I own the copyright to the words and photos, but not the book. There are no more books in the warehouse and we can't reprint until the judge determines who owns what assets.

Friday, December 18, 2009

At first I laughed

Tuesday, December 15, 2009

For China the future is still ahead.

Harvest, Rongchen winery, Hebei Province, China.


Working as a team, these two women picked about 10 crates of Chardonnay grapes each during 4 hours of harvest that day. While they were some of the slowest pickers in the vineyard that day, I calculated that if they worked all day, everyday of the year, it would take them almost 10 years to earn enough money to buy the camera and lens I used to photograph them.

It made reflect. My financial future is already here. For these two women, and most Chinese, their financial future is still ahead.

Monday, December 14, 2009

What matters now?

Tonight I just came across Seth Godin's blog entry where he asked dozens of interesting people, "What matters now?" He then compiled the answers and published them in an e-book.

The e-book answers made me reflect about the importance of powerful questions as I'm crafting my next book, Lessons from the Vineyard-Insights on our Earth, Character and Spirit. The seed sprouted with the last question I asked 87 Oregon winemakers, owners and vineyard workers for my last book: "What have you learned from the vineyard?"

Inspired by how Jesus used parables about the vineyard for his lessons, I thought the vineyard could be a metaphor
for my new Lessons book. After all, isn't the vineyard an interaction between man, nature and God?

So then what does the vineyard teach us?



Thursday, December 3, 2009

China Wine: From Cow to Castle

Do you have the same a visual disconnect I have between the photos of farmers plowing in the vineyard with a cow and the huge castle-like chateaus the wineries build?
These farmers are working in a vineyard which provides fruit to Dynasty Winery near Tianjin.







Then check out the new Chateau Dynasty is building (below right). The panorama is Chateau Junding in Shandong Province. I didn't see any cows pulling equipment here.

Tuesday, December 1, 2009

China Wine-Striving for Big

What is it in the Chinese Wine psychology that attracts BIG?

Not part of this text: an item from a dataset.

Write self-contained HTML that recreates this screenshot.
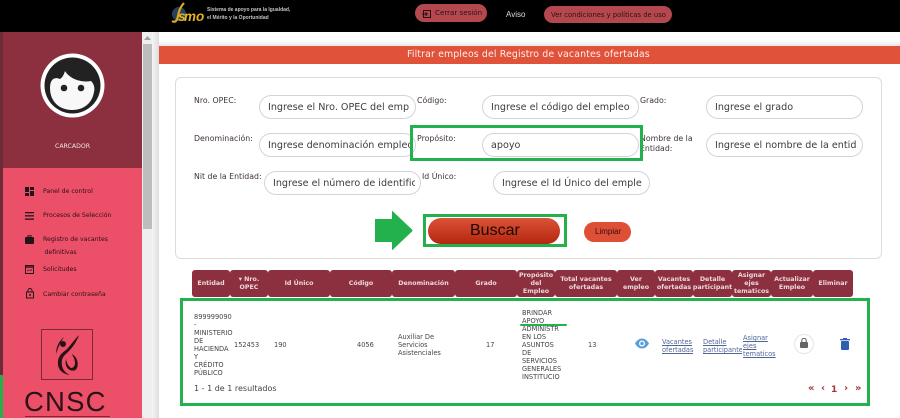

This is Dynasty Winery's new facility near Tianjin, just next door to their current winery, tasting room and offices. (By the way, what architectural influences do you see here?)

Here are the figures and facts for Dynasty: Established in 1980, as a Sino-French Joint-Venture, the second ever Chinese-foreign joint venture in China, created between the Chinese government, the French brandy producer, Remy-Martin, and Hong Kong International Trade and Technology Investigation Organization–whatever that is.

So get these production numbers. In 1980–first year for Dynasty–they produced 100,000 bottles of wine. First year. Remember that many, if not most Oregon wine producers in my backyard, output maybe 60,000 bottles, after years of being in business. By 2002, Dynasty's total production of wines and brandies reached 35 million bottles. That's more than two times what the entire state of Oregon produces.

And that's only one winery in China. Big or what?